By providing direct access to a hub like Dubai, we are effectively connecting Djibouti to Asia and the Middle East. For Aden, we have just obtained a licence to operate daily flights. By the summer, the period when there is the most traffic, we will have secured our slots for Nairobi and Oman, with an expected 240,000 passengers this year.

Concerning air cargo, Djibouti is already the platform for Yemen, especially for international organisations such as UNICEF and UNESCO – as well as the US, for carrying cargo to Somalia and Yemen.

That is why Djibouti has created infrastructure within the airport in terms of warehousing and other logistics services. We are also extending a cargo route to Istanbul and Jeddah. These are some of the big projects we are working on.

Air Djibouti is effectively an airlink to complement the existing connections provided by the port, the railways and the roads? 

This ‘sea-sky-land’ strategy covers both passengers and goods. The idea is goods destined for Uganda, for example, can arrive via the port through the free trade zone, and then be flown to Kampala by Air Djibouti.

How important is the cargo business?

Cargo already represents over 55% of our business. For 2025, we have set ourselves other objectives for both passengers and goods. We are working very closely with the free trade zone, which is destined to become the biggest on the continent, in order to ensure a vital air link.

That is why Air Djibouti is busy training pilots.
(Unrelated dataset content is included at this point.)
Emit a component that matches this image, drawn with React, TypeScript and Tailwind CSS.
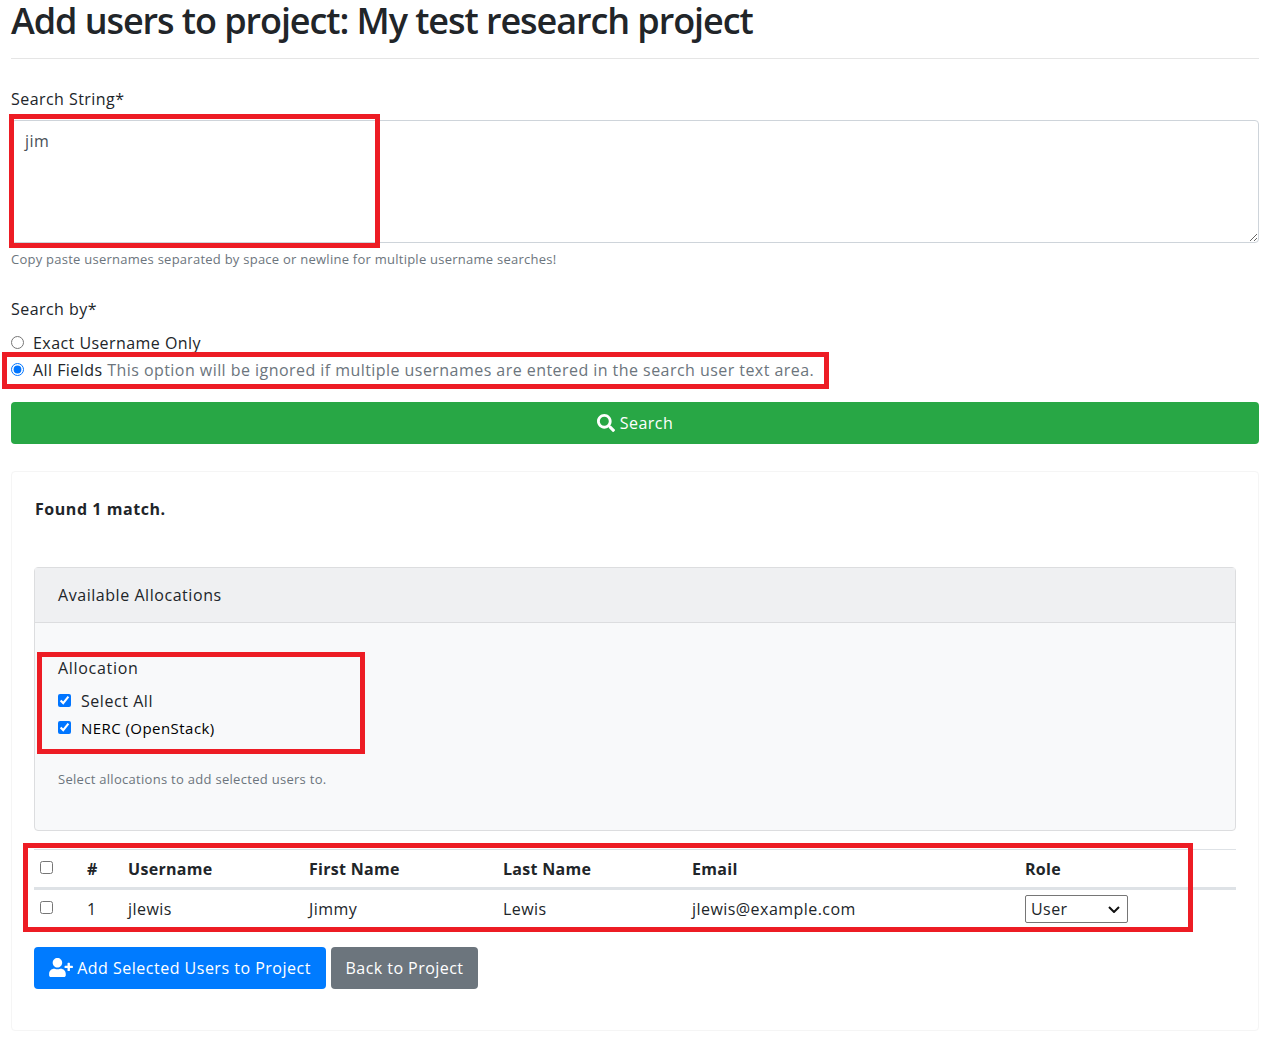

We are also in discussions with Airbus to buy two additional A320s to complete our fleet that already includes two Embraer 145s, two Boeing 737-500s. an Airbus A320 and a Boeing VIP B727-251. A country like Djibouti has so many opportunities – it is up to us to seize them.

To accomplish this, you’ll need a big team of trained personnel?

We have put the emphasis on training, because an airline cannot develop without properly trained staff. We have young people in training and we are also setting up a maintenance centre for the planes. Some engineers have just returned from China. And I would like to point out that we have five women pilots, a first for Djibouti!